The Nigerian Academy of Education (NAE) has sharply criticised the Federal Government’s decision to scrap the National Language Policy, urging Minister of Education, Maruf Alausa, to reverse the move and restore mother tongue instruction at the foundational levels of schooling.
In a position paper submitted to the minister on November 25 and released to journalists on Friday, the Academy argued that extensive research supports early education in indigenous languages, noting that it improves learning outcomes, strengthens cultural identity and promotes inclusive national development.
The statement, signed by NAE President, Emeritus Prof. Olugbemiro Jegede, and Secretary-General, Prof. Chris Chukwurah, described the policy reversal as a “grave disservice” to Nigeria’s educational progress. It warned that abolishing mother tongue instruction without proper evaluation amounted to “permanent recolonisation and the burial of Nigeria’s future and pride.”
The Federal Government recently cancelled the 2022 National Language Policy and reinstated English as the sole medium of instruction at all levels — a position Minister Alausa restated at the 2025 Language in Education Conference organised by the British Council in Abuja.
But the NAE insisted that findings from historic programmes such as the Ife Six-Year Primary Project, along with more recent bilingual education studies, consistently show that learners taught first in their native languages perform better academically — including in English — than those introduced prematurely to foreign-language instruction.
The Academy faulted the minister’s rationale for the policy change, maintaining that poor performance in public examinations cannot be attributed to mother tongue instruction, which ends at Primary Four. It added that no empirical evidence supports claims that indigenous language teaching has undermined learning outcomes in the past 15 years.

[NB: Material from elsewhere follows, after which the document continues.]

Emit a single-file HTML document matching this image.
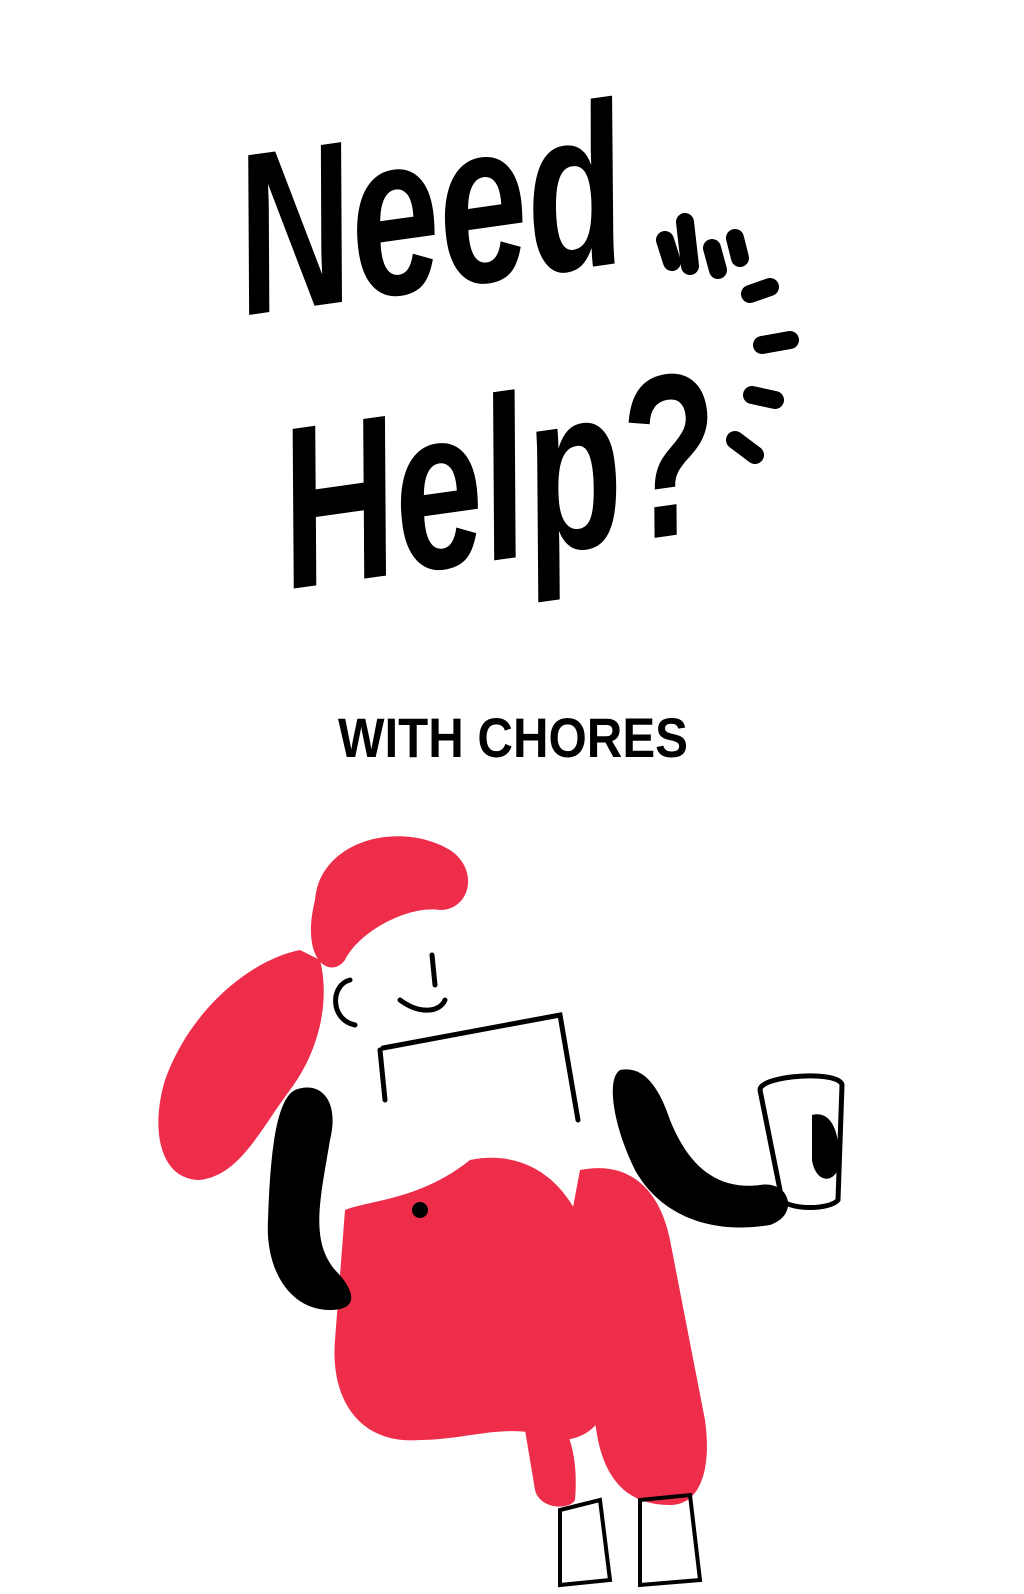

While calling for the immediate reinstatement of the policy, the NAE urged the government to strengthen implementation through teacher training, improved learning materials, stakeholder engagement and regular evidence-based reviews. Safeguarding early-grade learning in Nigerian languages, it said, is essential to preserving national heritage and preventing further decline in literacy.
The Academy reaffirmed its readiness to collaborate with the Ministry of Education to build a functional, culturally grounded education system for future generations.
In a separate statement issued on Tuesday, the NAE also decried the resurgence of school attacks by terrorists, warning that Nigeria’s education sector is “under siege” and edging toward collapse as assaults on schools continue to devastate learners, teachers and communities.
According to the Academy, at least 92 school invasions, 2,500 abductions, more than 180 children killed, 90 injured and over 90 still missing have been recorded since the 2014 Chibok abduction — the latest being the November 21 attack on St. Mary’s School in Niger State. It added that more than one million children now live in fear of attending school.
“These are not statistics but shattered dreams, grieving families and a generation at risk,” the statement said, lamenting that education — the bedrock of national development — is being eroded by mounting violence.
While acknowledging government interventions such as the Safe Schools Declaration and the National Plan for Financing Safe Schools, the NAE argued that these measures remain grossly inadequate and have created “a false sense of security,” with schools in the North-East and Middle Belt still soft targets.
The Academy warned that insecurity has eroded public confidence, leaving schools without basic governance structures, emergency response systems or secure infrastructure. It said the psychological toll on learners, teachers and families is severe — from trauma and anxiety to burnout and emotional breakdown — with ripple effects on the wider economy as millions remain out of school and communities face long-term displacement.
Calling for decisive intervention, the NAE demanded full protection for learners and school personnel in line with national and international obligations, stiffer penalties for perpetrators, improved intelligence coordination, trauma care for victims and compensation for bereaved families.
“Education is the lifeblood of any nation. If Nigeria fails to protect its schools and its young ones, it fails to protect its future,” the Academy warned, urging the government, security agencies and civil society to move beyond rhetoric. “The time for promises has passed. The time for results is now.”